--- What is being asked ---
Begin at the first line of the data and copy each line through the one containing "const TODAY_LIMIT = 70;", that line included, with no pictures.

━━━━━━━━━━

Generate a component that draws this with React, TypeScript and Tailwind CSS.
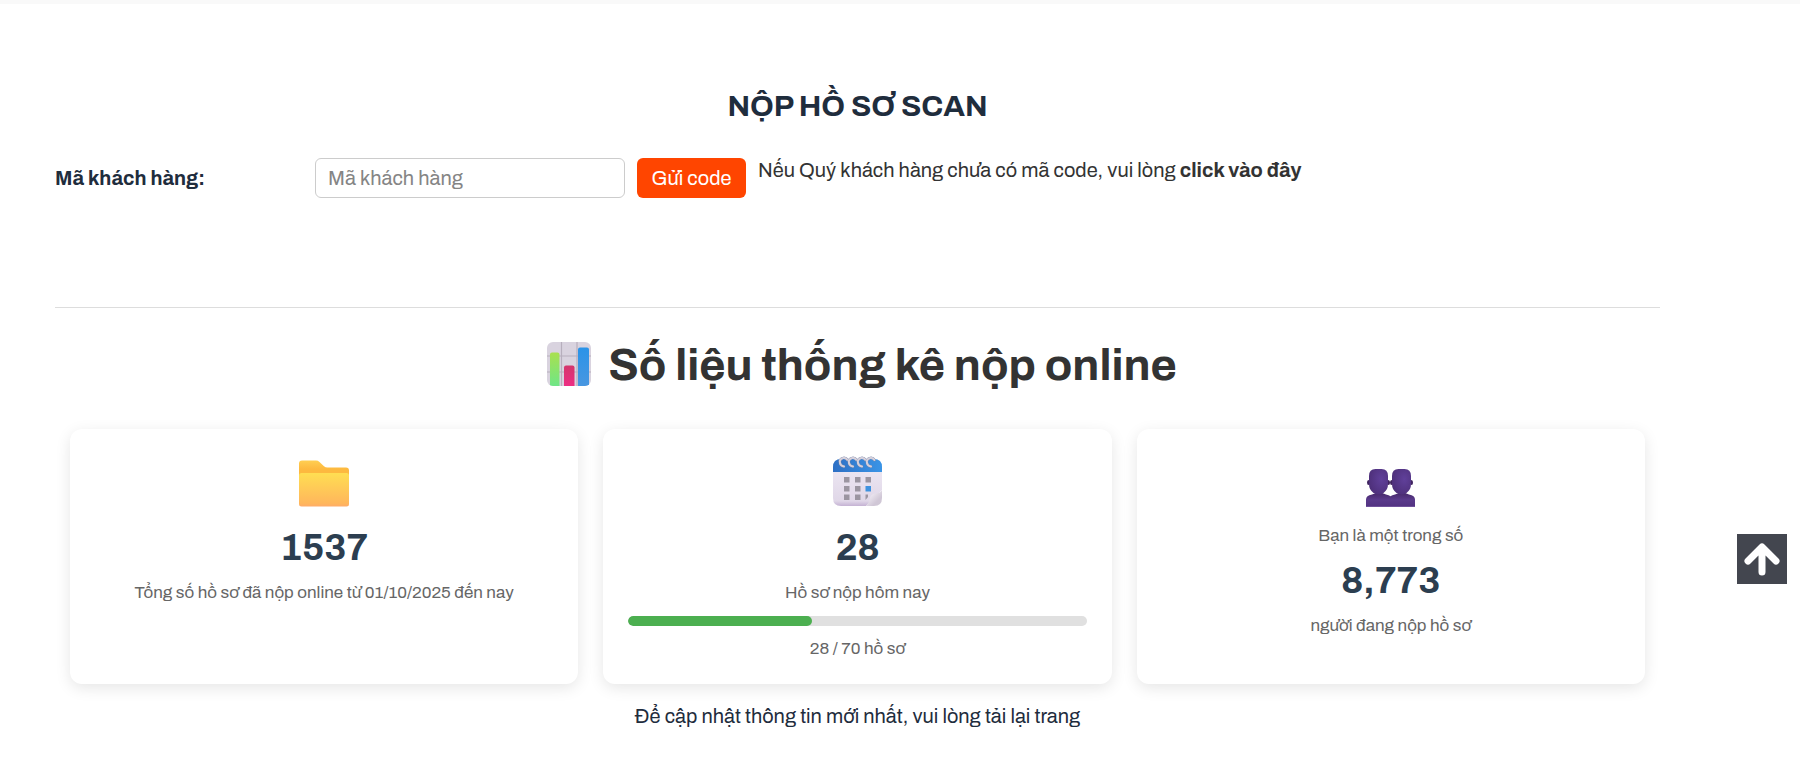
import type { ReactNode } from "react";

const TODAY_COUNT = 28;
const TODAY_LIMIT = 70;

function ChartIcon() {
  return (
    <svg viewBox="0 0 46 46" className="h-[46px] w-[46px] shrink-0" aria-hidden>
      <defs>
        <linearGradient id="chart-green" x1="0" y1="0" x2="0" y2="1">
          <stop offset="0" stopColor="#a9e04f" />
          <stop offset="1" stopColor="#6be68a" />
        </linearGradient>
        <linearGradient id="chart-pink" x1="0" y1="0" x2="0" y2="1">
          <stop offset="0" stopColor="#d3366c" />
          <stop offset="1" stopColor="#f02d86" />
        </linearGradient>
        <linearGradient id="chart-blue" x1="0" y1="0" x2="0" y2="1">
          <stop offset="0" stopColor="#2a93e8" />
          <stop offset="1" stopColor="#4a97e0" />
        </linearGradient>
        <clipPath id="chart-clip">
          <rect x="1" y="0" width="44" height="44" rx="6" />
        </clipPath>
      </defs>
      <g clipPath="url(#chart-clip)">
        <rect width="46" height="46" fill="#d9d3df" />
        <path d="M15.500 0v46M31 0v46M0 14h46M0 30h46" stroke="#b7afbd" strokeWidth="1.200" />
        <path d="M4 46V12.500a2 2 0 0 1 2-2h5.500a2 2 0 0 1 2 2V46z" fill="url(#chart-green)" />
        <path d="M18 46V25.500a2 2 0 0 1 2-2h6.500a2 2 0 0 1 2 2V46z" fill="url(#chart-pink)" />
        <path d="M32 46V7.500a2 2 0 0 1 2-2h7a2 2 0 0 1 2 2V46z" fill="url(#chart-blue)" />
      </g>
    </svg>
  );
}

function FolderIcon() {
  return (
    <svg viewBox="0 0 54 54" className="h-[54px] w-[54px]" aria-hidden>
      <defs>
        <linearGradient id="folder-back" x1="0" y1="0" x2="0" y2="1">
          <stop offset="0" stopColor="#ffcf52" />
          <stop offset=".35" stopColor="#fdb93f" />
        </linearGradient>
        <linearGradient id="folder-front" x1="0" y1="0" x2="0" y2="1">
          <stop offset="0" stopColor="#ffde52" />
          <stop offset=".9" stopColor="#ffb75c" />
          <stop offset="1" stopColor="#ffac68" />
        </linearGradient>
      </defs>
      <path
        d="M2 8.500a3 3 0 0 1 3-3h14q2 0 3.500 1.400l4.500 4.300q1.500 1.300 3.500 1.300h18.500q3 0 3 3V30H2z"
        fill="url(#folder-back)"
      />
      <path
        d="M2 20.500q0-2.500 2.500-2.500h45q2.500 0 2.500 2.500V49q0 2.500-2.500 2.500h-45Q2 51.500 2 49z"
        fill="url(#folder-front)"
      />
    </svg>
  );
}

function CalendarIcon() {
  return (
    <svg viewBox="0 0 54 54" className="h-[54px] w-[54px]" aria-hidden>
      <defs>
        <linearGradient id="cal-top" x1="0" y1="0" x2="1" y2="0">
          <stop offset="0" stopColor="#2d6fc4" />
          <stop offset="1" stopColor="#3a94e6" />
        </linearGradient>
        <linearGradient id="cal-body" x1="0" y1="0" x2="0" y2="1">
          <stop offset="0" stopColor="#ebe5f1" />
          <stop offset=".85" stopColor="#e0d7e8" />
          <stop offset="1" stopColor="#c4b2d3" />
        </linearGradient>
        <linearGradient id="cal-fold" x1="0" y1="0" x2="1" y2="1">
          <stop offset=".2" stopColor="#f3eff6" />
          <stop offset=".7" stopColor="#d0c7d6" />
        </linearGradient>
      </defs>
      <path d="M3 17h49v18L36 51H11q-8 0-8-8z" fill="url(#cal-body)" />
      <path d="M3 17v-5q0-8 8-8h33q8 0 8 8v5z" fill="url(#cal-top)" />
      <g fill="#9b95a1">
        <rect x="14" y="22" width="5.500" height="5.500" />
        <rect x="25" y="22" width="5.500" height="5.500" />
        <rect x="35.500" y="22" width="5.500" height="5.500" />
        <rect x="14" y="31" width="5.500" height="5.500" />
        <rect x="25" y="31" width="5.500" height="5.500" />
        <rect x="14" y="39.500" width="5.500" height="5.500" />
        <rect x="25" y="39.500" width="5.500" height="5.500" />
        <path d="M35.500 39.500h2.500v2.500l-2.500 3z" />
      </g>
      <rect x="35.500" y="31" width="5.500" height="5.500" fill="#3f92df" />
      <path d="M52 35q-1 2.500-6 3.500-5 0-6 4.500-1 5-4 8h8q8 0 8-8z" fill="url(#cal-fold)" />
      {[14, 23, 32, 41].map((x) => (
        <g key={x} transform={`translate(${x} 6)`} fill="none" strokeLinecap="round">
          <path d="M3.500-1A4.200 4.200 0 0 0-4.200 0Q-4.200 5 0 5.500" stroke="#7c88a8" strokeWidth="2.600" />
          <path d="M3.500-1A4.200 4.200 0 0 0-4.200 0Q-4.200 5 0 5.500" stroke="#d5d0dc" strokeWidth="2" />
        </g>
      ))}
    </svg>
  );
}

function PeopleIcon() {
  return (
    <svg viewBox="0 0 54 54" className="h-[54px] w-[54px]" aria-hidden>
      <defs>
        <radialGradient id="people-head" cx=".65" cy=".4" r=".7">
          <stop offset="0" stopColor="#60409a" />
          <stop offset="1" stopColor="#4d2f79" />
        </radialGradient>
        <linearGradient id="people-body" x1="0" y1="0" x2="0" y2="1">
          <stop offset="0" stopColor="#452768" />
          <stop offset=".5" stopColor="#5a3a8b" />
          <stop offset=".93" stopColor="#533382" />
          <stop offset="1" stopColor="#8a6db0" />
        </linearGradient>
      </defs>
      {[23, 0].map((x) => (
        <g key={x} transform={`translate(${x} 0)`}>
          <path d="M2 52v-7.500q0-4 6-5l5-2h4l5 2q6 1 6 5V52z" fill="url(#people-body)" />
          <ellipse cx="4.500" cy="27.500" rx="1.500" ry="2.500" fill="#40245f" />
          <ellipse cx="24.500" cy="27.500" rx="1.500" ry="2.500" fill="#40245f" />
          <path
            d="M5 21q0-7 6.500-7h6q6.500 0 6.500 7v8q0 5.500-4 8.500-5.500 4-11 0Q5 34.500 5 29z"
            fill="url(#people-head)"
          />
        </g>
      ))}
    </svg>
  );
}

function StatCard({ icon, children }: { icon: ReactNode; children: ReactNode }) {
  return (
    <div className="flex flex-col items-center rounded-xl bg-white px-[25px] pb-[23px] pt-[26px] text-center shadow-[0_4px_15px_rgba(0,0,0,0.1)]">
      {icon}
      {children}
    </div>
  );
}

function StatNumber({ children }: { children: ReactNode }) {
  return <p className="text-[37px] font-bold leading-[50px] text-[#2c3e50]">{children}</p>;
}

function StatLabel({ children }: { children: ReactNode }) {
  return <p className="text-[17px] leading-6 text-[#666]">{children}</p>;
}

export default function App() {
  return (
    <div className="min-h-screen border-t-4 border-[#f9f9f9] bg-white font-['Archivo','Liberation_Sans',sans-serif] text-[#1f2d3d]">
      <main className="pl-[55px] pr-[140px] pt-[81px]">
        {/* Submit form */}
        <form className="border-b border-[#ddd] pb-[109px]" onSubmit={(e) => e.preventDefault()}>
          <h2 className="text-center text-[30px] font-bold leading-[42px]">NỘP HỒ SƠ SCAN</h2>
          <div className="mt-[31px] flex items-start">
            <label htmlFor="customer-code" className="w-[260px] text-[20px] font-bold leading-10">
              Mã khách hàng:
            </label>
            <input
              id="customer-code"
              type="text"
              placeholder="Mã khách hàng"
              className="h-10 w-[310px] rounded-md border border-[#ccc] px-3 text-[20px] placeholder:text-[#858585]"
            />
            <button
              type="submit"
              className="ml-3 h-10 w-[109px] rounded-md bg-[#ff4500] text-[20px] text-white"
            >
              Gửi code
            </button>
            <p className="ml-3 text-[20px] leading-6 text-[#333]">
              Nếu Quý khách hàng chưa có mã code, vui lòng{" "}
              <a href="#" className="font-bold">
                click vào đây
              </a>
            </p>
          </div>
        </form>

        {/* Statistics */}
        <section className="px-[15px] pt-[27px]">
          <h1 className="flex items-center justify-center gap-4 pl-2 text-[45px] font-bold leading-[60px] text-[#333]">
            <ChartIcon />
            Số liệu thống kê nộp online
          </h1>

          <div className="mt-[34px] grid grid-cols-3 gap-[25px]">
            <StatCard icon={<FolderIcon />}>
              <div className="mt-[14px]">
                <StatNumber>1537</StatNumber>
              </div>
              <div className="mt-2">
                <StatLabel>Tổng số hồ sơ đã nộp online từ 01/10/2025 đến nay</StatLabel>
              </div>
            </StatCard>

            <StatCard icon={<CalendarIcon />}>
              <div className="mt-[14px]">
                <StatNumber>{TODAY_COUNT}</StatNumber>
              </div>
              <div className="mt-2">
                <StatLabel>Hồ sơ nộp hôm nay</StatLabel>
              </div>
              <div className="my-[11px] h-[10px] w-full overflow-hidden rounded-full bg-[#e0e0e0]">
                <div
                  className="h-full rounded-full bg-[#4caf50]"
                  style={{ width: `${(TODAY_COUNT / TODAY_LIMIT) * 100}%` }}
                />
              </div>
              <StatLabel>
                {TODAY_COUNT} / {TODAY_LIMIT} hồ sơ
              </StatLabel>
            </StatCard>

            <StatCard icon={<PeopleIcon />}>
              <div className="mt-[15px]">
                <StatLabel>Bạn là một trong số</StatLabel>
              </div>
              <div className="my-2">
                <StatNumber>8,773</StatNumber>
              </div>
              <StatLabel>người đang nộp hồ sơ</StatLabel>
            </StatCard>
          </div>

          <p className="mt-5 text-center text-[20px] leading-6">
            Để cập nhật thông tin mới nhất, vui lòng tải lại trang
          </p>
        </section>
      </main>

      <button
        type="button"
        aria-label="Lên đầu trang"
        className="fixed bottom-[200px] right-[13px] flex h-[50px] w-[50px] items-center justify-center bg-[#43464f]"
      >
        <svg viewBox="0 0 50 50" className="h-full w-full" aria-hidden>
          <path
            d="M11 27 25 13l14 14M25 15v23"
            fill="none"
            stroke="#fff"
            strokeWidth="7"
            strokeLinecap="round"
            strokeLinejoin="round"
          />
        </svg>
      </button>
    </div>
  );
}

━━━━━━━━━━

--- Answer for this exercise ---
Generate a component that draws this with React, TypeScript and Tailwind CSS.
import type { ReactNode } from "react";

const TODAY_COUNT = 28;
const TODAY_LIMIT = 70;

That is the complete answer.